This week, I conducted an interview with Paul Ehrlich, author of the controversial 1968 book, The Population bomb. And yesterday, I was reviewing an interview I did a few weeks ago with Bjorn Lomborg, author of the equally controversial 2001 book, The Skeptical Environmentalist.
Both are packed with facts. Both are based on science. But they couldn't be more different in the conclusions they reach about the fate of the world. Ehrlich is all doom and gloom, while Lomborg is more of an optimist. Ehrlich is filled with despair, Lomborg is full of hope.
This battle of contradictions is not unique to these two authors either. Many of the thought-leaders that I have interviewed over the past months, including Nobel Prize winners, are similarly dispersed along the spectrum of hope.
So who is right?
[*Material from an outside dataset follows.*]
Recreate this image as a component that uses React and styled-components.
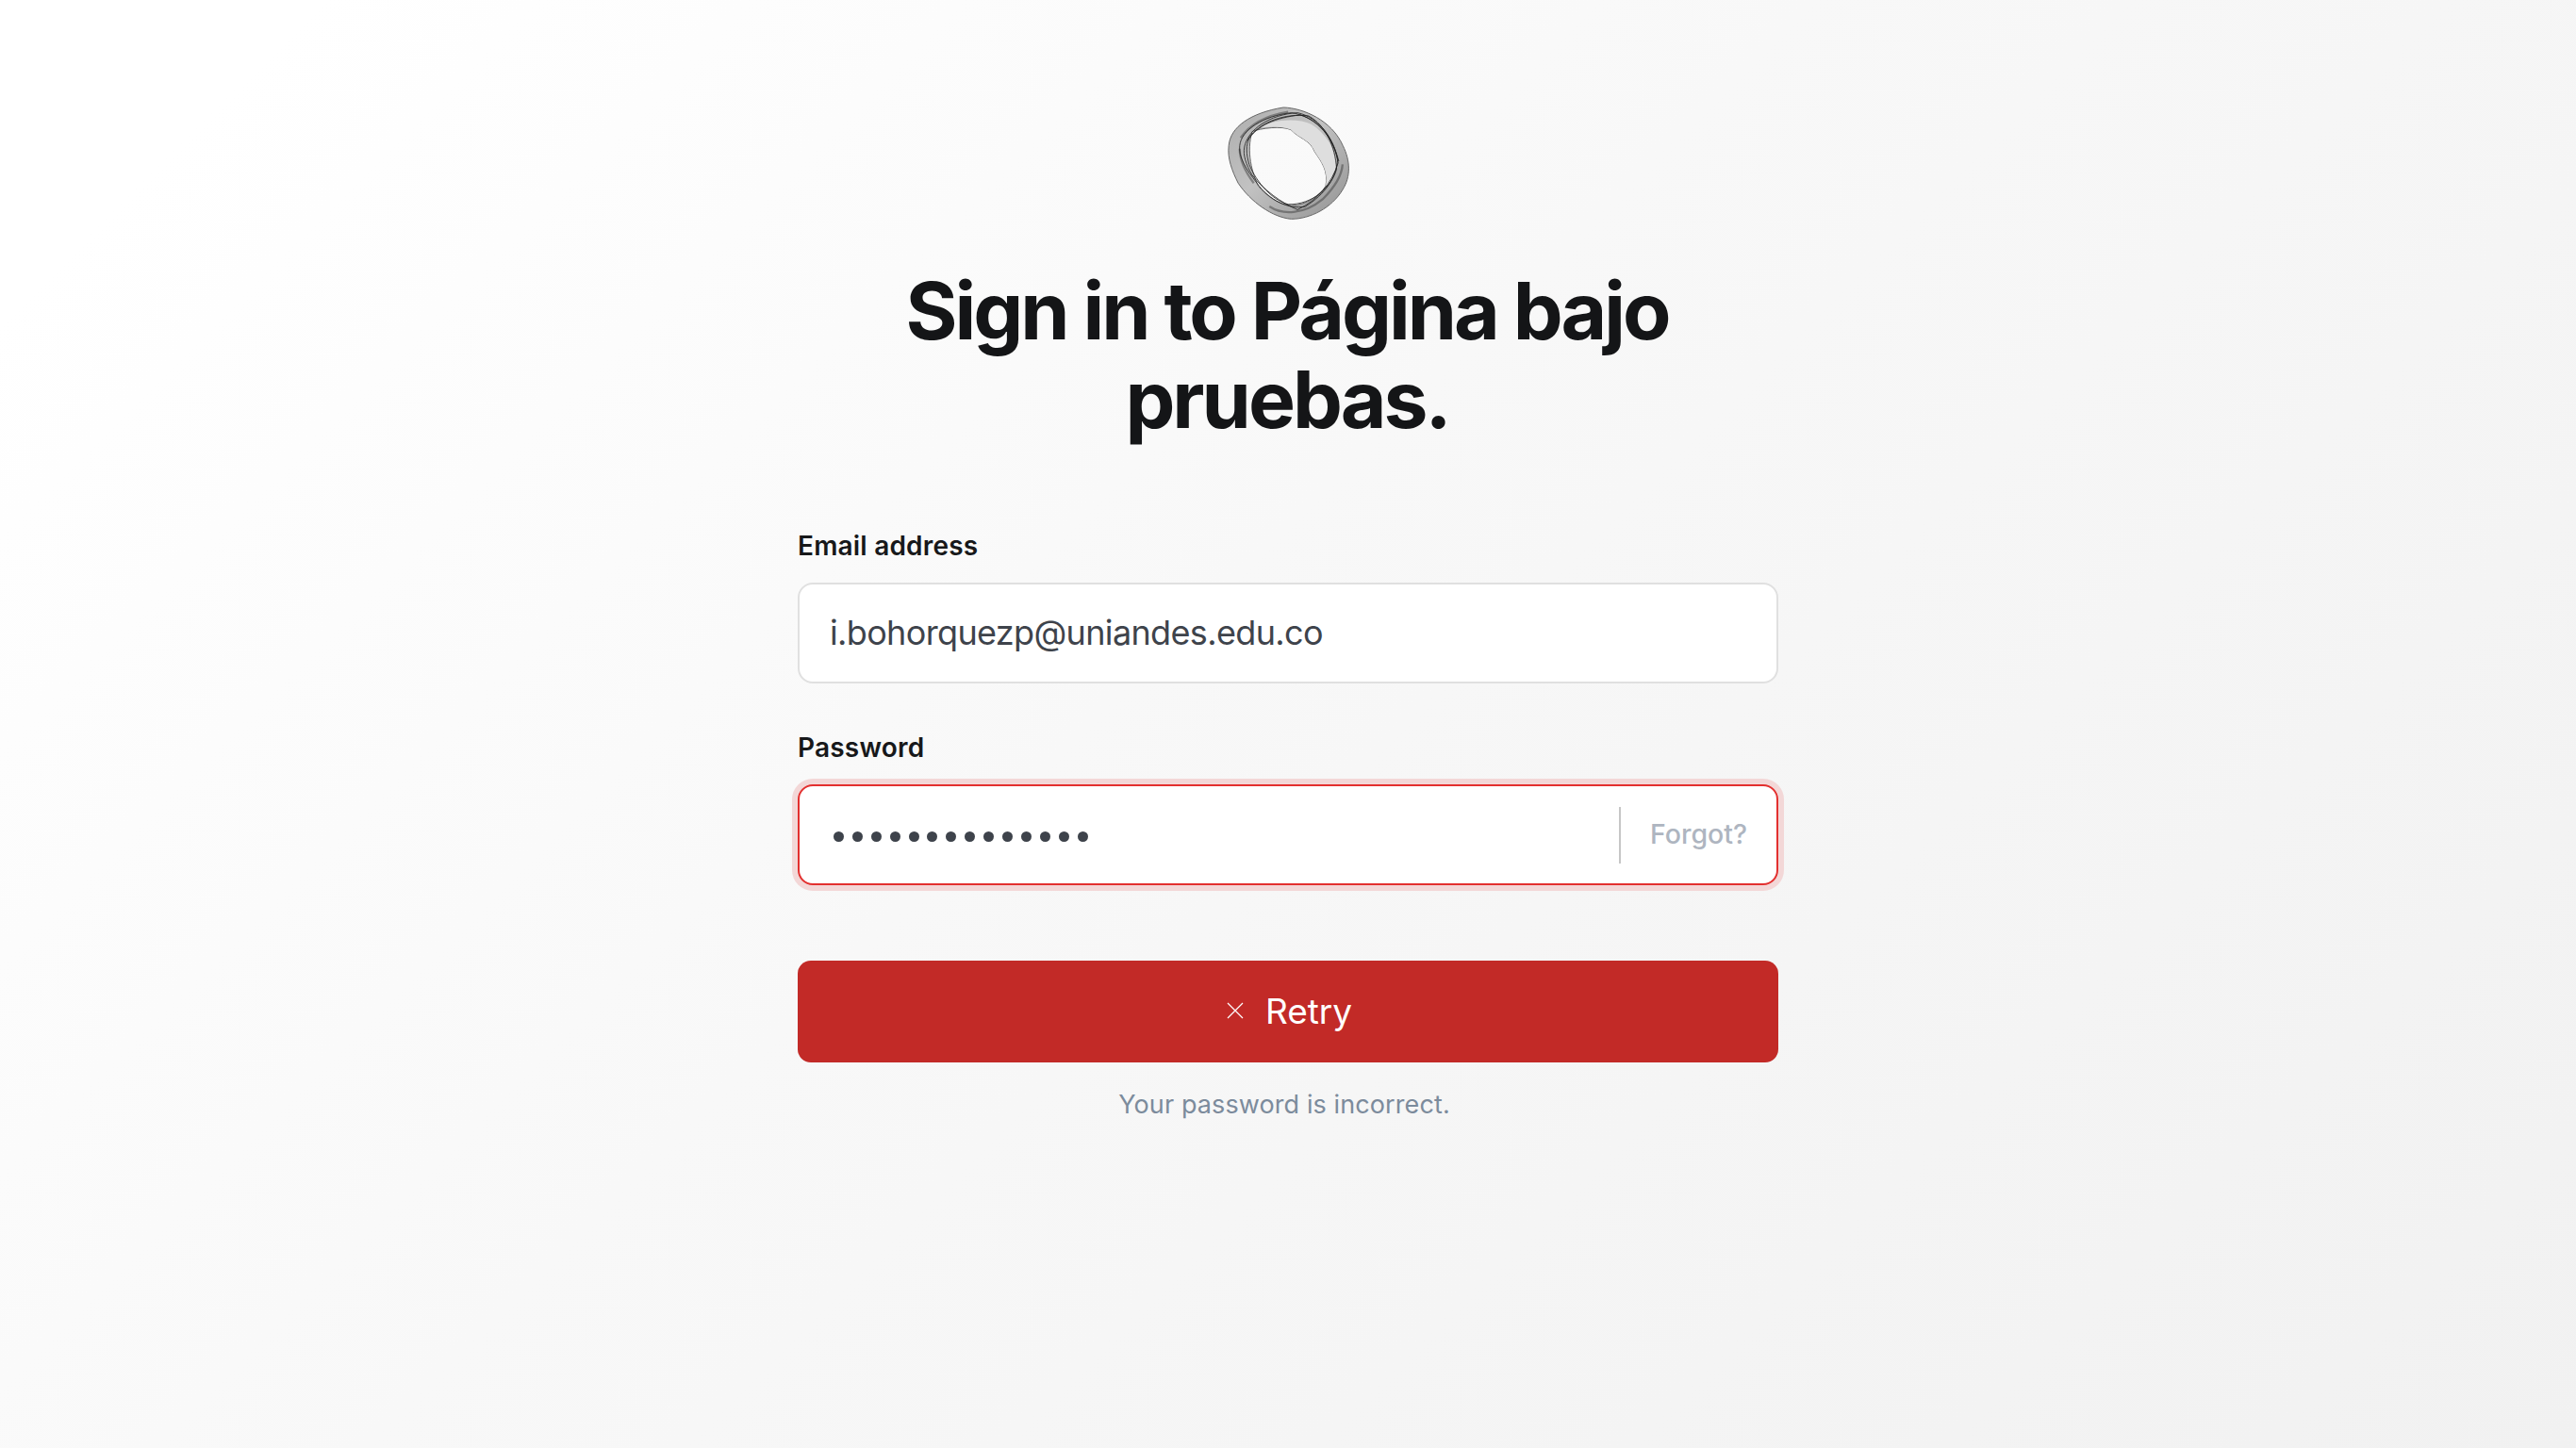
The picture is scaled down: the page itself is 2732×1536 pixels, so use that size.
import React from 'react'
import styled, { createGlobalStyle } from 'styled-components'

const GlobalStyle = createGlobalStyle`
  html, body {
    margin: 0;
    padding: 0;
    height: 100%;
  }
  body {
    font-family: Inter, "Liberation Sans", sans-serif;
    background: #fff;
  }
`

const Page = styled.main`
  min-height: 1536px;
  box-sizing: border-box;
  padding-top: 112px;
  display: flex;
  flex-direction: column;
  align-items: center;
  background: linear-gradient(135deg, #ffffff 8%, #f8f8f8 45%, #f1f1f1 100%);
`

const LogoMark = styled.svg`
  display: block;
  width: 132px;
  height: 122px;
  margin-left: 2px;
`

const Heading = styled.h1`
  width: 900px;
  margin: 49px 0 0;
  padding-right: 2px;
  font-size: 84px;
  line-height: 94px;
  font-weight: 700;
  letter-spacing: -3px;
  text-align: center;
  color: #141517;
`

const Form = styled.form`
  width: 1040px;
  margin-top: 92px;
  display: flex;
  flex-direction: column;
`

const Field = styled.div`
  display: flex;
  flex-direction: column;
  gap: 22px;
  margin-bottom: 52px;
`

const Label = styled.label`
  font-size: 28px;
  line-height: 33px;
  font-weight: 600;
  letter-spacing: 0.2px;
  color: #17181a;
`

const InputBox = styled.div`
  height: 107px;
  box-sizing: border-box;
  display: flex;
  align-items: center;
  background: #fff;
  border-radius: 16px;
  border: 2px solid ${p => (p.$error ? '#e3302f' : '#e0e0e0')};
  box-shadow: ${p => (p.$error ? '0 0 0 6px #f3d7d7' : 'none')};
`

const Value = styled.span`
  flex: 1;
  padding: 0 0 2px 32px;
  font-size: 36px;
  letter-spacing: -0.65px;
  color: #3e434b;
`

const Dots = styled.div`
  flex: 1;
  display: flex;
  gap: 8.9px;
  padding: 3px 0 0 36px;
`

const Dot = styled.span`
  width: 11px;
  height: 11px;
  border-radius: 50%;
  background: #3e434b;
`

const Divider = styled.span`
  width: 2px;
  height: 60px;
  background: #c6c6c6;
`

const Forgot = styled.a`
  padding: 0 31px 3px;
  font-size: 28.5px;
  font-weight: 500;
  color: #aeb5c0;
`

const RetryButton = styled.button`
  height: 108px;
  margin-top: 28px;
  padding: 0 0 2px 3px;
  border: 0;
  border-radius: 14px;
  display: flex;
  align-items: center;
  justify-content: center;
  gap: 23px;
  background: #c22a27;
  color: #fff;
  font-family: inherit;
  font-size: 37px;
  font-weight: 400;
`

const CloseIcon = styled.svg`
  width: 18px;
  height: 18px;
`

const Message = styled.p`
  margin: 27px 8px 0 0;
  font-size: 27px;
  line-height: 36px;
  letter-spacing: 0.1px;
  text-align: center;
  color: #7c8b9c;
`

const outer =
  'M100 190C105 130 170 85 275 68C340 70 430 110 465 190C490 240 490 290 465 330C430 390 360 425 300 425C240 420 170 370 130 310C110 270 95 230 100 190Z'
const hole =
  'M175 145C200 135 270 125 300 140C320 165 360 170 375 210C395 240 420 270 410 320C390 350 350 380 300 382C260 380 220 350 195 320C175 280 155 210 175 145Z'

const Logo = () => (
  <LogoMark viewBox="95 62 395 368" aria-hidden="true">
    <defs>
      <linearGradient id="ringFill" x1="0" y1="0" x2="1" y2="1">
        <stop offset="0" stopColor="#adadad" />
        <stop offset="0.45" stopColor="#c2c2c2" />
        <stop offset="1" stopColor="#929292" />
      </linearGradient>
    </defs>
    <path d={`${outer}${hole}`} fill="url(#ringFill)" fillRule="evenodd" stroke="#666" strokeWidth="3" />
    <path
      d="M190 135C240 105 320 100 365 122C410 150 440 200 445 245C445 280 425 310 410 320C420 270 395 240 375 210C360 170 320 165 300 140C270 125 215 130 190 135Z"
      fill="#dedede"
    />
    <g fill="none" stroke="#1c1c1c" strokeOpacity="0.8" strokeWidth="3">
      <path d="M135 190C140 140 210 95 300 85C370 95 430 150 448 235C445 290 410 345 345 385C290 395 230 365 190 310C155 265 130 225 135 190Z" />
      <path d="M150 195C160 140 230 90 320 85C390 100 440 170 450 245C430 310 385 365 320 395C270 375 210 330 175 285C155 250 145 220 150 195Z" />
      <path d="M165 165C200 115 280 85 355 95C410 125 440 190 445 265C430 320 370 380 290 378C240 365 190 310 165 250C155 215 155 190 165 165Z" />
      <path d="M160 175C190 125 250 100 330 92C400 115 435 175 452 240" />
    </g>
    <g fill="none" stroke="#222" strokeOpacity="0.4" strokeWidth="7">
      <path d="M230 385C270 412 340 412 400 362C440 322 462 282 464 250" />
      <path d="M138 165C170 118 230 92 290 82" />
      <path d="M135 200C135 235 150 270 180 310" />
    </g>
  </LogoMark>
)

const App = () => (
  <Page>
    <GlobalStyle />
    <Logo />
    <Heading>Sign in to Página bajo pruebas.</Heading>
    <Form>
      <Field>
        <Label>Email address</Label>
        <InputBox>
          <Value>i.bohorquezp@uniandes.edu.co</Value>
        </InputBox>
      </Field>
      <Field>
        <Label>Password</Label>
        <InputBox $error>
          <Dots>
            {Array.from({ length: 14 }).map((_, i) => (
              <Dot key={i} />
            ))}
          </Dots>
          <Divider />
          <Forgot>Forgot?</Forgot>
        </InputBox>
      </Field>
      <RetryButton type="button">
        <CloseIcon viewBox="0 0 18 18" fill="none" stroke="#fff" strokeWidth="1.2">
          <path d="M1 1l16 16M17 1L1 17" />
        </CloseIcon>
        Retry
      </RetryButton>
      <Message>Your password is incorrect.</Message>
    </Form>
  </Page>
)

export default App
In the end, I am coming to realise, that is the wrong question. In their own way, following their own logic, they are all right. A more useful question is, what is effect of hope versus despair - on our response to the world, and on our personal wellbeing?
This is where I find the work of psychiatrist Victor Frankl, survivor of four Nazi concentration camps and author of Man's Search for Meaning, quite helpful. He shows that an attitude of hope is the one thing that enables humans to endure suffering and lead fulfilling lives.
Without hope, we lose our faith in life. And without a belief that we can make things better, we become disempowered, rendered ineffective in the world. Without hope, we die, if not physically, then mentally and emotionally. Hope is an attitude of effectiveness and a source of energy.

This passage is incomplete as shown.